The male and female dancers mingle, chat and smoke together. The 39-year-old Hani Hassan Hassan, the son of an army officer, exudes joie de vivre, flirting with ballerinas and showing off his fluency in Russian - his ex-wife was a Russian dancer. He proclaims repeatedly he's travelling soon to Spain for a guest performance, a badge of honour.
At least six of the male dancers are married to or dating foreign female dancers.
It's often a lesson in broadening horizons. El Nabarawy describes himself as a practicing Muslim - - and his girlfriend, Kristina Lazovic, is a Christian Serb.
Fellow dancer Waleed Eskaros and his fiancée, Greek ballerina Antigoni Tsiouli, are making their own cultural adjustments. Both are Christian, but he's Coptic Orthodox and she's Greek Orthodox.
Presiding over the rehearsals is Madame Erminia Gambarelli, the artistic director. She's the Italian widow of Abdel Moneim Kamel, the giant of Egyptian ballet who rebuilt the company in the 1990s, mentored many of its current dancers and died in 2013.
Ballet in Egypt has been immersed in politics from the start.
The national company was founded by the government in 1958 as a way to strengthen the bond with Egypt's top ally at the time, the Soviet Union.
Ballet was thrust onto the political stage after the Muslim Brotherhood came to power following the 2011 uprising that ousted President Hosni Mubarak.
Conservative lawmakers demanded an end to state funding for the company.

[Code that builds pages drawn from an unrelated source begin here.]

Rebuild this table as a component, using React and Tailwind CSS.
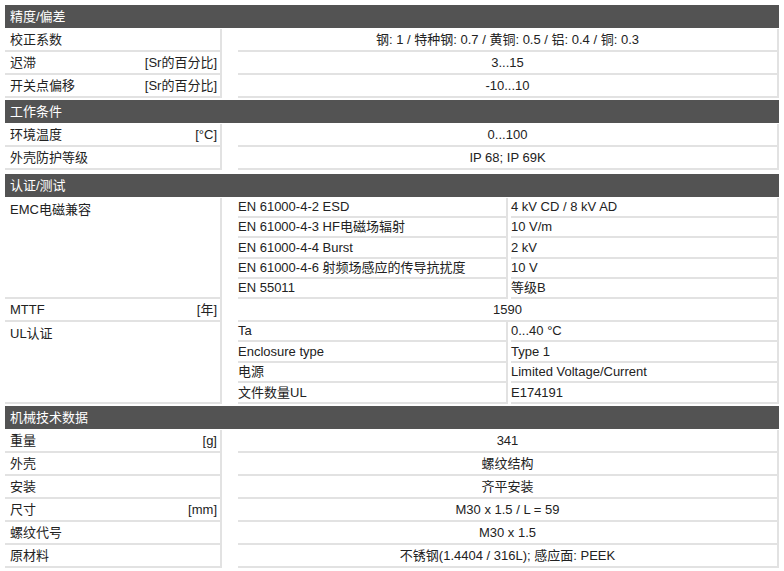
import React from "react";

const font = { fontFamily: '"Liberation Sans", "Noto Sans CJK SC", sans-serif' };

function Header({ children }) {
  return (
    <div className="h-[23px] bg-[#535353] text-white text-[13px] leading-[23px] pl-[5px] mb-[1px]">
      {children}
    </div>
  );
}

function Row({ label, unit, value }) {
  return (
    <div className="flex h-[23px] text-[13px] text-[#222]">
      <div className="w-[217px] flex justify-between items-center pl-[5px] pr-[3px] border-r-2 border-b-2 border-[#e2e2e2]">
        <span>{label}</span>
        {unit && <span>{unit}</span>}
      </div>
      <div className="w-[16px]" />
      <div className="flex-1 flex items-center justify-center border-r-2 border-b-2 border-[#e2e2e2]">
        {value}
      </div>
    </div>
  );
}

function Group({ label, rows, heights }) {
  return (
    <div className="flex text-[13px] text-[#222]">
      <div className="w-[217px] pl-[5px] pt-[2px] border-r-2 border-b-2 border-[#e2e2e2]">{label}</div>
      <div className="w-[16px]" />
      <div className="flex-1 flex flex-col">
        {rows.map((r, i) => (
          <div key={i} className="flex" style={{ height: heights[i] }}>
            <div className="w-[270px] flex items-center border-r-2 border-b-2 border-[#e2e2e2]">{r[0]}</div>
            <div className="w-[3px]" />
            <div className="flex-1 flex items-center border-r-2 border-b-2 border-[#e2e2e2]">{r[1]}</div>
          </div>
        ))}
      </div>
    </div>
  );
}

export default function App() {
  return (
    <div className="bg-white w-[784px] h-[571px] pt-[5px] pl-[5px] pr-[5px]" style={font}>
      <Header>精度/偏差</Header>
      <Row label="校正系数" value="钢: 1 / 特种钢: 0.7 / 黄铜: 0.5 / 铝: 0.4 / 铜: 0.3" />
      <Row label="迟滞" unit="[Sr的百分比]" value="3...15" />
      <Row label="开关点偏移" unit="[Sr的百分比]" value="-10...10" />
      <div className="h-[2px]" />
      <Header>工作条件</Header>
      <Row label="环境温度" unit="[°C]" value="0...100" />
      <Row label="外壳防护等级" value="IP 68; IP 69K" />
      <div className="h-[4px]" />
      <Header>认证/测试</Header>
      <Group
        label="EMC电磁兼容"
        heights={[20, 20, 21, 20, 20]}
        rows={[
          ["EN 61000-4-2 ESD", "4 kV CD / 8 kV AD"],
          ["EN 61000-4-3 HF电磁场辐射", "10 V/m"],
          ["EN 61000-4-4 Burst", "2 kV"],
          ["EN 61000-4-6 射频场感应的传导抗扰度", "10 V"],
          ["EN 55011", "等级B"],
        ]}
      />
      <Row label="MTTF" unit="[年]" value="1590" />
      <Group
        label="UL认证"
        heights={[20, 21, 20, 21]}
        rows={[
          ["Ta", "0...40 °C"],
          ["Enclosure type", "Type 1"],
          ["电源", "Limited Voltage/Current"],
          ["文件数量UL", "E174191"],
        ]}
      />
      <div className="h-[2px]" />
      <Header>机械技术数据</Header>
      <Row label="重量" unit="[g]" value="341" />
      <Row label="外壳" value="螺纹结构" />
      <Row label="安装" value="齐平安装" />
      <Row label="尺寸" unit="[mm]" value="M30 x 1.5 / L = 59" />
      <Row label="螺纹代号" value="M30 x 1.5" />
      <Row label="原材料" value="不锈钢(1.4404 / 316L); 感应面: PEEK" />
    </div>
  );
}
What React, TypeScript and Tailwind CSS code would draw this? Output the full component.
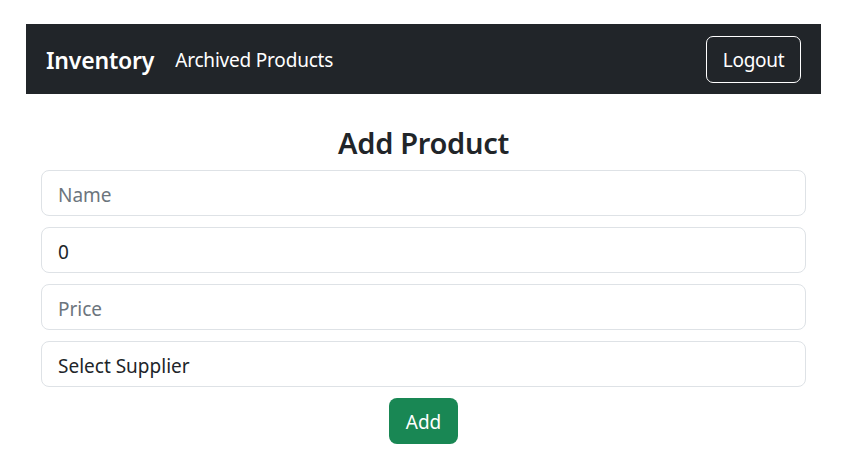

One legislator denounced ballet as the "art of nakedness".
Some dancers had often worried privately over whether ballet was acceptable under their faith, Eskaros said.
The conservatives tipped them over the edge, and several quit, declaring it "haram", or forbidden.
Fears over the fate of ballet and other arts became a rallying point in the popular campaign against the Brotherhood. When a conservative was named culture minister in 2013, artists and intellectuals held a month-long protest outside the minister's office.
It turned into a nightly street party of singing, poetry and dancing. Hassan, Eskaros and others in the company performed a dozen times. "I thought I'd dance on the street to let people decide for themselves whether ballet is haram or not," Hassan said.